- [Set problem] Exactly repeat the full listing that follows.

────────────────────

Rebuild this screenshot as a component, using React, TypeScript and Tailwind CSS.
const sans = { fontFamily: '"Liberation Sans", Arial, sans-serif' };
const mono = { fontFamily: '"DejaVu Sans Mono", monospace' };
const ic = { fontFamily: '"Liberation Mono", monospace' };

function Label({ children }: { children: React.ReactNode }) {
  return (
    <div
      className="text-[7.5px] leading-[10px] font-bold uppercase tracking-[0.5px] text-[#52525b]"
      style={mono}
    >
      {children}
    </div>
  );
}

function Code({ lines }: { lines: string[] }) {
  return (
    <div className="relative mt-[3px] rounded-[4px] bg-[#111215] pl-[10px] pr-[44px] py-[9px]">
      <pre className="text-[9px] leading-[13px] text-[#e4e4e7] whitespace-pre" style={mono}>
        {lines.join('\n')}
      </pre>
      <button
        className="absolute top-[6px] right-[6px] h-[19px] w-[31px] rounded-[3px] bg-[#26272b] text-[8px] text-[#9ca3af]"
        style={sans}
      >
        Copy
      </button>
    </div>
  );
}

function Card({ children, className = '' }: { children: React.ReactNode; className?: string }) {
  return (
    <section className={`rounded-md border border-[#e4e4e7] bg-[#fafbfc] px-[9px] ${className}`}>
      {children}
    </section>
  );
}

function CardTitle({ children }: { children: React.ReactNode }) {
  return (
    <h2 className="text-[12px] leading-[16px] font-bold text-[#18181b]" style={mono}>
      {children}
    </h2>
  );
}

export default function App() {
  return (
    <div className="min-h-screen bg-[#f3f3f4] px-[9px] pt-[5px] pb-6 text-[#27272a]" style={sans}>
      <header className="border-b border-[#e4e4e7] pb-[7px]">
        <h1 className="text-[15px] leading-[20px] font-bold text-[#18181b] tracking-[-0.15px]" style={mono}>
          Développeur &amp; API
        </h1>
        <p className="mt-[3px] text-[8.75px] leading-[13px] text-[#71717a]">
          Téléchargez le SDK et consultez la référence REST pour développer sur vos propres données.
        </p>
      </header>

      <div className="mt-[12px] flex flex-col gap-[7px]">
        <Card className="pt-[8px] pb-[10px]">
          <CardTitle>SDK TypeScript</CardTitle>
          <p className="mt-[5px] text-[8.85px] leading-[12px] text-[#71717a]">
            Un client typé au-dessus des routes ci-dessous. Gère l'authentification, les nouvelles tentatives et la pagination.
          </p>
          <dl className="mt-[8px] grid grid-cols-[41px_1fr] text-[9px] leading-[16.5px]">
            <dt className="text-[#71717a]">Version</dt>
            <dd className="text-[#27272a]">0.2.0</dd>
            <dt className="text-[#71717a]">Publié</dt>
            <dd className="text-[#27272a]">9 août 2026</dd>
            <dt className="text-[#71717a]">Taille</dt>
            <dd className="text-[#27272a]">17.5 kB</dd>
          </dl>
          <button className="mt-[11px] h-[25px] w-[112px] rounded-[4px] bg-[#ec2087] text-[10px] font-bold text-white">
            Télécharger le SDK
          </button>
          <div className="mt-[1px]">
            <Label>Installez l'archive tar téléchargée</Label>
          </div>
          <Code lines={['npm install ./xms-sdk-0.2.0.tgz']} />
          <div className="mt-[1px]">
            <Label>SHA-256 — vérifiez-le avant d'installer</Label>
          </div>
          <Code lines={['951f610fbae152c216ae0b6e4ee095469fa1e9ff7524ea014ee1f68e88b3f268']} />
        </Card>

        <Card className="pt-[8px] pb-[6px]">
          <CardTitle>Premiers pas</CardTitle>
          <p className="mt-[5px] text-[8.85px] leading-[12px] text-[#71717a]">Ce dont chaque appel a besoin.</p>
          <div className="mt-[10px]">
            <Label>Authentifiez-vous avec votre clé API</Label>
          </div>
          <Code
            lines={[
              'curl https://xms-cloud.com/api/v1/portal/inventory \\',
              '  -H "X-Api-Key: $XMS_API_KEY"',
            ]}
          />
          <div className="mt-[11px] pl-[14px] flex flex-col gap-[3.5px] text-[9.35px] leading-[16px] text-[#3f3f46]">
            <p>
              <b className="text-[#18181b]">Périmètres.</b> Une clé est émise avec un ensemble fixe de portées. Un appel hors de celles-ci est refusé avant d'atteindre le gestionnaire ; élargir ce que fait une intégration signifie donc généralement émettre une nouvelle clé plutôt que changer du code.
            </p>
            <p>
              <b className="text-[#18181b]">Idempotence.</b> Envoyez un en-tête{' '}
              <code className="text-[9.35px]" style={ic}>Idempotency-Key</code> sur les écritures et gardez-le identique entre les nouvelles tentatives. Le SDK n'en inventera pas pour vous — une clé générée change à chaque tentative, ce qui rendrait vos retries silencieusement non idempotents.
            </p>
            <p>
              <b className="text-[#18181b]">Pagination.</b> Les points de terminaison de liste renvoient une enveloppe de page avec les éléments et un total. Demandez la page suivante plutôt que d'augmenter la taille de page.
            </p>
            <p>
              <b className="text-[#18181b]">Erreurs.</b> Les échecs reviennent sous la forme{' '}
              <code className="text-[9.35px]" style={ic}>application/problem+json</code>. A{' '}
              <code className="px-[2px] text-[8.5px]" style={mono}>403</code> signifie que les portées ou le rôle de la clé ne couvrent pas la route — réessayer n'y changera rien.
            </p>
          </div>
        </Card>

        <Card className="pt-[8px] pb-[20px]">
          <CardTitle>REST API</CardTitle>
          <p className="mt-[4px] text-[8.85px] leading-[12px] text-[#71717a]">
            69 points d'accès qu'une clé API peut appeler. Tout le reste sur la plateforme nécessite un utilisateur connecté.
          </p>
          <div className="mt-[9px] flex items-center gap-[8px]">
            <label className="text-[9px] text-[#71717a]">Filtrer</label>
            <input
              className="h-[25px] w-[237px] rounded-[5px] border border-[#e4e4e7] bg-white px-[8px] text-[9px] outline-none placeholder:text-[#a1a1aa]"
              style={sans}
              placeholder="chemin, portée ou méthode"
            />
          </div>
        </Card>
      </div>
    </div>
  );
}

────────────────────

- [Output of the exercise]
Rebuild this screenshot as a component, using React, TypeScript and Tailwind CSS.
const sans = { fontFamily: '"Liberation Sans", Arial, sans-serif' };
const mono = { fontFamily: '"DejaVu Sans Mono", monospace' };
const ic = { fontFamily: '"Liberation Mono", monospace' };

function Label({ children }: { children: React.ReactNode }) {
  return (
    <div
      className="text-[7.5px] leading-[10px] font-bold uppercase tracking-[0.5px] text-[#52525b]"
      style={mono}
    >
      {children}
    </div>
  );
}

function Code({ lines }: { lines: string[] }) {
  return (
    <div className="relative mt-[3px] rounded-[4px] bg-[#111215] pl-[10px] pr-[44px] py-[9px]">
      <pre className="text-[9px] leading-[13px] text-[#e4e4e7] whitespace-pre" style={mono}>
        {lines.join('\n')}
      </pre>
      <button
        className="absolute top-[6px] right-[6px] h-[19px] w-[31px] rounded-[3px] bg-[#26272b] text-[8px] text-[#9ca3af]"
        style={sans}
      >
        Copy
      </button>
    </div>
  );
}

function Card({ children, className = '' }: { children: React.ReactNode; className?: string }) {
  return (
    <section className={`rounded-md border border-[#e4e4e7] bg-[#fafbfc] px-[9px] ${className}`}>
      {children}
    </section>
  );
}

function CardTitle({ children }: { children: React.ReactNode }) {
  return (
    <h2 className="text-[12px] leading-[16px] font-bold text-[#18181b]" style={mono}>
      {children}
    </h2>
  );
}

export default function App() {
  return (
    <div className="min-h-screen bg-[#f3f3f4] px-[9px] pt-[5px] pb-6 text-[#27272a]" style={sans}>
      <header className="border-b border-[#e4e4e7] pb-[7px]">
        <h1 className="text-[15px] leading-[20px] font-bold text-[#18181b] tracking-[-0.15px]" style={mono}>
          Développeur &amp; API
        </h1>
        <p className="mt-[3px] text-[8.75px] leading-[13px] text-[#71717a]">
          Téléchargez le SDK et consultez la référence REST pour développer sur vos propres données.
        </p>
      </header>

      <div className="mt-[12px] flex flex-col gap-[7px]">
        <Card className="pt-[8px] pb-[10px]">
          <CardTitle>SDK TypeScript</CardTitle>
          <p className="mt-[5px] text-[8.85px] leading-[12px] text-[#71717a]">
            Un client typé au-dessus des routes ci-dessous. Gère l'authentification, les nouvelles tentatives et la pagination.
          </p>
          <dl className="mt-[8px] grid grid-cols-[41px_1fr] text-[9px] leading-[16.5px]">
            <dt className="text-[#71717a]">Version</dt>
            <dd className="text-[#27272a]">0.2.0</dd>
            <dt className="text-[#71717a]">Publié</dt>
            <dd className="text-[#27272a]">9 août 2026</dd>
            <dt className="text-[#71717a]">Taille</dt>
            <dd className="text-[#27272a]">17.5 kB</dd>
          </dl>
          <button className="mt-[11px] h-[25px] w-[112px] rounded-[4px] bg-[#ec2087] text-[10px] font-bold text-white">
            Télécharger le SDK
          </button>
          <div className="mt-[1px]">
            <Label>Installez l'archive tar téléchargée</Label>
          </div>
          <Code lines={['npm install ./xms-sdk-0.2.0.tgz']} />
          <div className="mt-[1px]">
            <Label>SHA-256 — vérifiez-le avant d'installer</Label>
          </div>
          <Code lines={['951f610fbae152c216ae0b6e4ee095469fa1e9ff7524ea014ee1f68e88b3f268']} />
        </Card>

        <Card className="pt-[8px] pb-[6px]">
          <CardTitle>Premiers pas</CardTitle>
          <p className="mt-[5px] text-[8.85px] leading-[12px] text-[#71717a]">Ce dont chaque appel a besoin.</p>
          <div className="mt-[10px]">
            <Label>Authentifiez-vous avec votre clé API</Label>
          </div>
          <Code
            lines={[
              'curl https://xms-cloud.com/api/v1/portal/inventory \\',
              '  -H "X-Api-Key: $XMS_API_KEY"',
            ]}
          />
          <div className="mt-[11px] pl-[14px] flex flex-col gap-[3.5px] text-[9.35px] leading-[16px] text-[#3f3f46]">
            <p>
              <b className="text-[#18181b]">Périmètres.</b> Une clé est émise avec un ensemble fixe de portées. Un appel hors de celles-ci est refusé avant d'atteindre le gestionnaire ; élargir ce que fait une intégration signifie donc généralement émettre une nouvelle clé plutôt que changer du code.
            </p>
            <p>
              <b className="text-[#18181b]">Idempotence.</b> Envoyez un en-tête{' '}
              <code className="text-[9.35px]" style={ic}>Idempotency-Key</code> sur les écritures et gardez-le identique entre les nouvelles tentatives. Le SDK n'en inventera pas pour vous — une clé générée change à chaque tentative, ce qui rendrait vos retries silencieusement non idempotents.
            </p>
            <p>
              <b className="text-[#18181b]">Pagination.</b> Les points de terminaison de liste renvoient une enveloppe de page avec les éléments et un total. Demandez la page suivante plutôt que d'augmenter la taille de page.
            </p>
            <p>
              <b className="text-[#18181b]">Erreurs.</b> Les échecs reviennent sous la forme{' '}
              <code className="text-[9.35px]" style={ic}>application/problem+json</code>. A{' '}
              <code className="px-[2px] text-[8.5px]" style={mono}>403</code> signifie que les portées ou le rôle de la clé ne couvrent pas la route — réessayer n'y changera rien.
            </p>
          </div>
        </Card>

        <Card className="pt-[8px] pb-[20px]">
          <CardTitle>REST API</CardTitle>
          <p className="mt-[4px] text-[8.85px] leading-[12px] text-[#71717a]">
            69 points d'accès qu'une clé API peut appeler. Tout le reste sur la plateforme nécessite un utilisateur connecté.
          </p>
          <div className="mt-[9px] flex items-center gap-[8px]">
            <label className="text-[9px] text-[#71717a]">Filtrer</label>
            <input
              className="h-[25px] w-[237px] rounded-[5px] border border-[#e4e4e7] bg-white px-[8px] text-[9px] outline-none placeholder:text-[#a1a1aa]"
              style={sans}
              placeholder="chemin, portée ou méthode"
            />
          </div>
        </Card>
      </div>
    </div>
  );
}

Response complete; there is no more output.